Yeah, that's the position of the copyright office.:
If a work's traditional elements of authorship were produced by a machine, the work lacks human authorship and the Office will not register it.[26] For example, when an AI technology receives solely a prompt[27] from a human and produces complex written, visual, or musical works in response, the “traditional elements of authorship” are determined and executed by the technology—not the human user. Based on the Office's understanding of the generative AI technologies currently available, users do not exercise ultimate creative control over how such systems interpret prompts and generate material. Instead, these prompts function more like instructions to a commissioned artist—they identify what the prompter wishes to have depicted, but the machine determines how those instructions are implemented in its output... As a result, that material is not protected by copyright and must be disclaimed in a registration application.

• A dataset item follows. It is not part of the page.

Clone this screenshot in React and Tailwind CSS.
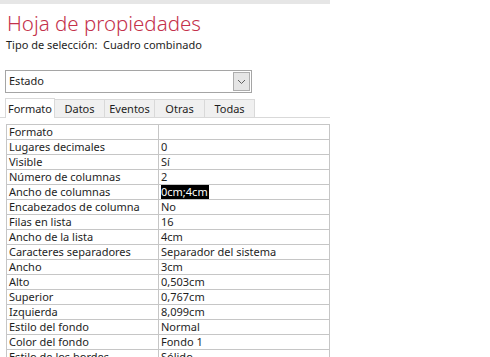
import React from 'react';

const rows = [
  ['Formato', ''],
  ['Lugares decimales', '0'],
  ['Visible', 'Sí'],
  ['Número de columnas', '2'],
  ['Ancho de columnas', '0cm;4cm', true],
  ['Encabezados de columna', 'No'],
  ['Filas en lista', '16'],
  ['Ancho de la lista', '4cm'],
  ['Caracteres separadores', 'Separador del sistema'],
  ['Ancho', '3cm'],
  ['Alto', '0,503cm'],
  ['Superior', '0,767cm'],
  ['Izquierda', '8,099cm'],
  ['Estilo del fondo', 'Normal'],
  ['Color del fondo', 'Fondo 1'],
  ['Estilo de los bordes', 'Sólido'],
];

const tabs = ['Formato', 'Datos', 'Eventos', 'Otras', 'Todas'];

export default function App() {
  return (
    <div className="w-[490px] h-[357px] overflow-hidden bg-white text-[#1e1e1e] font-['Noto_Sans','Open_Sans',sans-serif]">
      <div className="w-[330px] h-[357px] flex flex-col">
        <div className="h-[4px] shrink-0 bg-[#e6e6e6]" />
        <h1 className="pl-[7px] mt-[8px] text-[20.5px] leading-[22px] font-light text-[#c4314b]">Hoja de propiedades</h1>
        <div className="pl-[6px] mt-[4px] text-[11px] leading-[14px]">Tipo de selección:&nbsp; Cuadro combinado</div>

        {/* combo */}
        <div className="mt-[18px] ml-[5px] w-[247px] h-[23px] shrink-0 border border-[#a5a5a5] flex items-center">
          <span className="flex-1 pl-[3px] text-[11px]">Estado</span>
          <div className="w-[17px] h-[19px] mr-[1px] border border-[#adadad] bg-[#e5e5e5] flex items-center justify-center">
            <svg width="9" height="6" viewBox="0 0 9 6">
              <path d="M1 1l3.5 3.5L8 1" stroke="#606060" strokeWidth="1" fill="none" />
            </svg>
          </div>
        </div>

        {/* tabs */}
        <div className="mt-[6px] flex items-end border-b border-[#d9d9d9] h-[19px] shrink-0">
          {tabs.map((t, i) => (
            <div
              key={t}
              className={
                i === 0
                  ? 'ml-[5px] w-[50px] h-[20px] -mb-px pt-px bg-white border border-b-0 border-[#d9d9d9] text-[11px] flex items-center justify-center'
                  : 'w-[50px] h-[18px] pt-px bg-[#f0f0f0] border border-l-0 border-b-0 border-[#d9d9d9] text-[11px] flex items-center justify-center'
              }
            >
              {t}
            </div>
          ))}
        </div>

        {/* property grid */}
        <div className="mt-[6px] ml-[6px] w-[324px] border-t border-l border-[#c6c6c6] text-[11px]">
          {rows.map(([k, v, sel]) => (
            <div key={k} className="flex h-[15px] border-b border-[#c6c6c6]">
              <div className="w-[152px] pl-[2px] border-r border-[#c6c6c6] leading-[14px] whitespace-nowrap overflow-hidden">{k}</div>
              <div className="flex-1 pl-[2px] border-r border-[#c6c6c6] leading-[14px] whitespace-nowrap overflow-hidden">
                {sel ? <span className="bg-black text-white pr-px">{v}</span> : v}
              </div>
            </div>
          ))}
        </div>
      </div>
    </div>
  );
}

In other cases, however, a work containing AI-generated material will also contain sufficient human authorship to support a copyright claim. For example, a human may select or arrange AI-generated material in a sufficiently creative way that “the resulting work as a whole constitutes an original work of authorship.”[33] Or an artist may modify material originally generated by AI technology to such a degree that the modifications meet the standard for copyright protection.[34] In these cases, copyright will only protect the human-authored aspects of the work, which are “independent of” and do “not affect” the copyright status of the AI-generated material itself.[35]
The guidance goes on to instruct applicants for copyright registration to "disclose the inclusion of AI-generated content in a work submitted for registration and to provide a brief explanation of the human author's contributions to the work" and "AI-generated content that is more than de minimis should be explicitly excluded from the application."